• _Set exercise_
Could the lines from the start of the data through the line with "import React from" be set down exactly, with no pictures among them?

• _Material_
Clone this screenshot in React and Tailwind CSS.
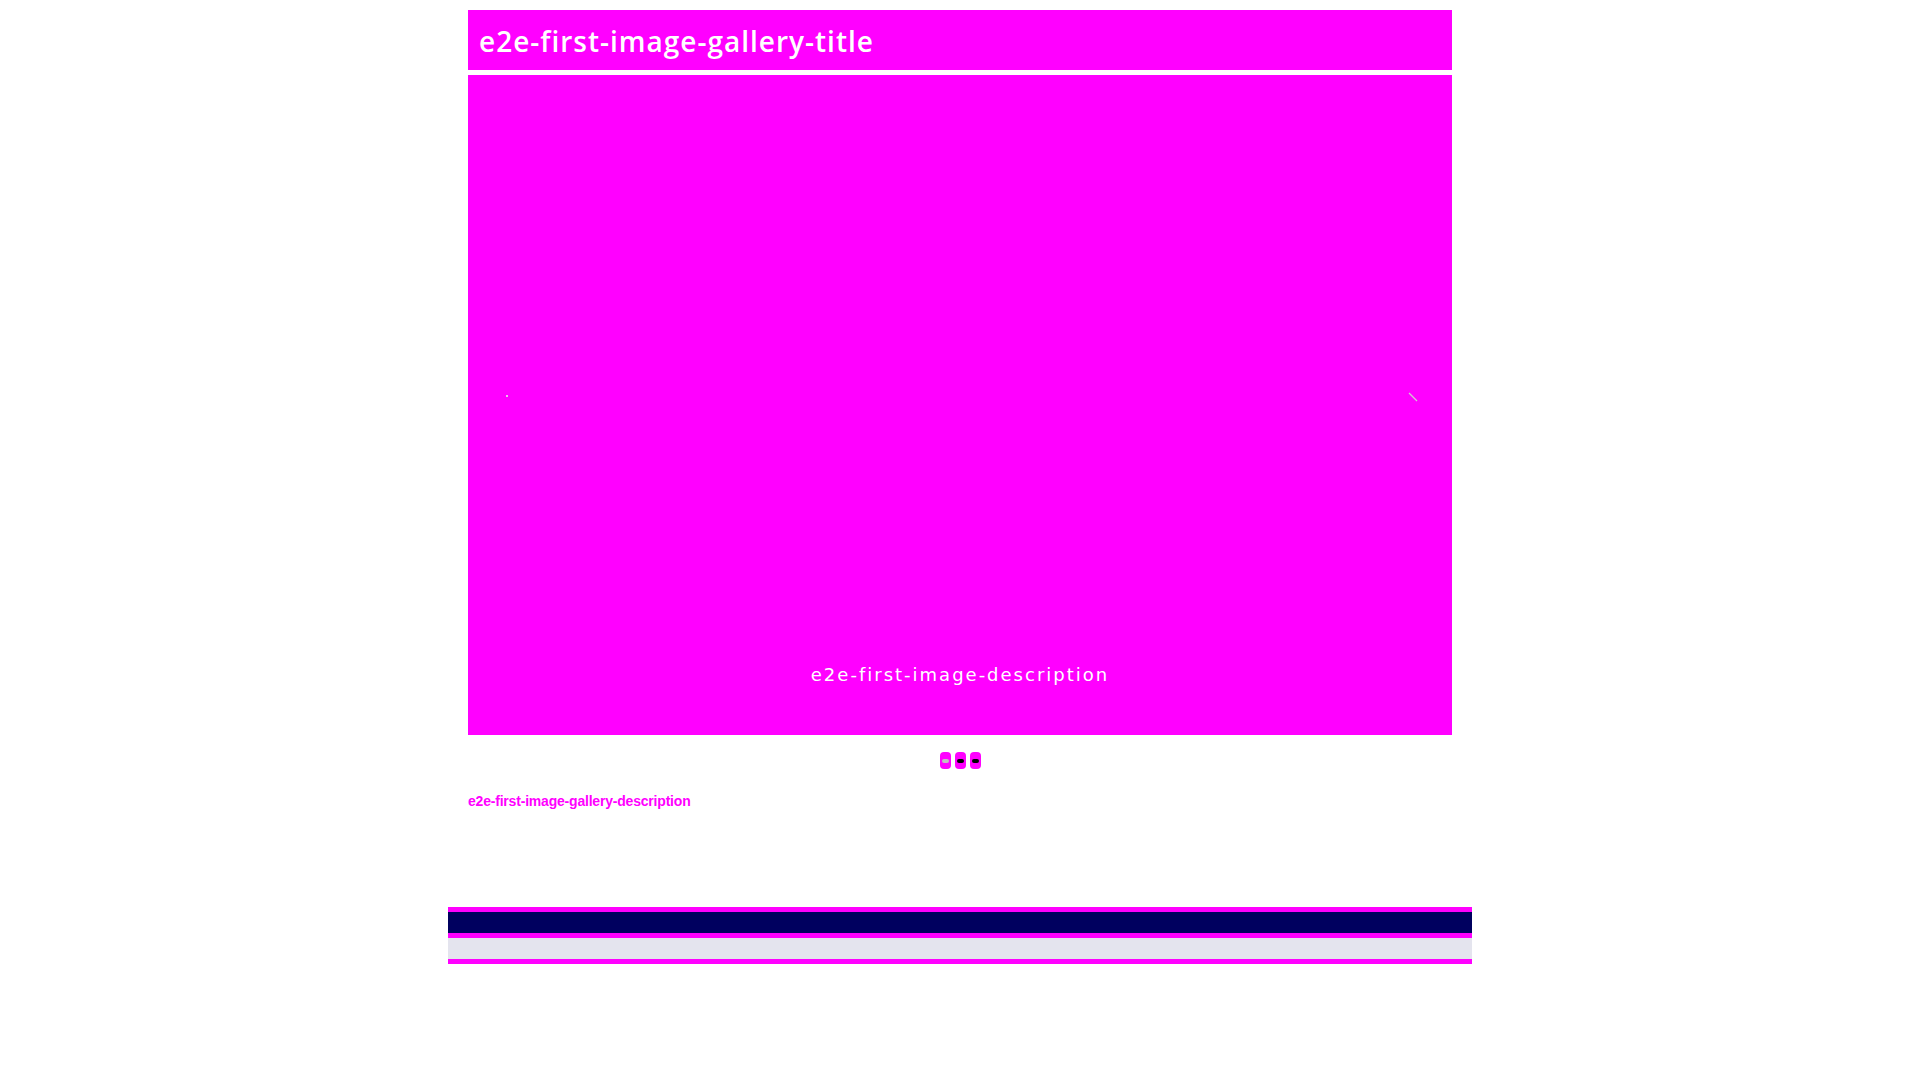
import React from "react";

export default function App() {
  return (
    <div className="min-h-screen bg-white flex flex-col items-center pt-[10px]" style={{ fontFamily: '"Open Sans", sans-serif' }}>
      <div className="w-[984px] flex flex-col">
        <div className="h-[60px] bg-[#ff00ff] flex items-center pl-[11px] pt-[1px]">
          <h1 className="text-white text-[28px] leading-none font-semibold tracking-[1px]" style={{ fontFamily: '"Open Sans", sans-serif' }}>e2e-first-image-gallery-title</h1>
        </div>
        <div className="mt-[5px] h-[660px] bg-[#ff00ff] relative flex flex-col justify-end items-center pb-[51px]">
          <svg className="absolute top-[319px] left-[37px]" width="4" height="4" viewBox="0 0 4 4">
            <rect x="1" y="1" width="2" height="2" fill="#e5c7e5" />
          </svg>
          <svg className="absolute top-[317px] right-[34px]" width="10" height="10" viewBox="0 0 10 10">
            <line x1="1" y1="1" x2="9" y2="9" stroke="#d0c8d0" strokeWidth="1.2" />
          </svg>
          <p className="text-white text-[18px] leading-none tracking-[2px]" style={{ fontFamily: '"DejaVu Sans", sans-serif' }}>e2e-first-image-description</p>
        </div>
        <div className="flex justify-center gap-[4px] mt-[17px] h-[17px]">
          {[0, 1, 2].map((i) => (
            <div key={i} className="w-[11px] h-[17px] rounded-[4px] bg-[#ff00ff] flex items-center justify-center">
              <div className={`w-[7px] h-[4px] rounded-full ${i === 0 ? "bg-[#c0c0c0]" : "bg-black"}`} />
            </div>
          ))}
        </div>
        <p className="mt-[23px] text-[#ff00ff] text-[14px] font-bold leading-[18px] tracking-[-0.2px]" style={{ fontFamily: '"Liberation Sans", Arial, sans-serif' }}>
          e2e-first-image-gallery-description
        </p>
      </div>
      <div className="mt-[97px] w-[1024px] flex flex-col">
        <div className="h-[5px] bg-[#ff00ff]" />
        <div className="h-[21px] bg-[#00005f]" />
        <div className="h-[5px] bg-[#ff00ff]" />
        <div className="h-[21px] bg-[#e4e4ee]" />
        <div className="h-[5px] bg-[#ff00ff]" />
      </div>
    </div>
  );
}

• _Exercise output_
Clone this screenshot in React and Tailwind CSS.
import React from "react";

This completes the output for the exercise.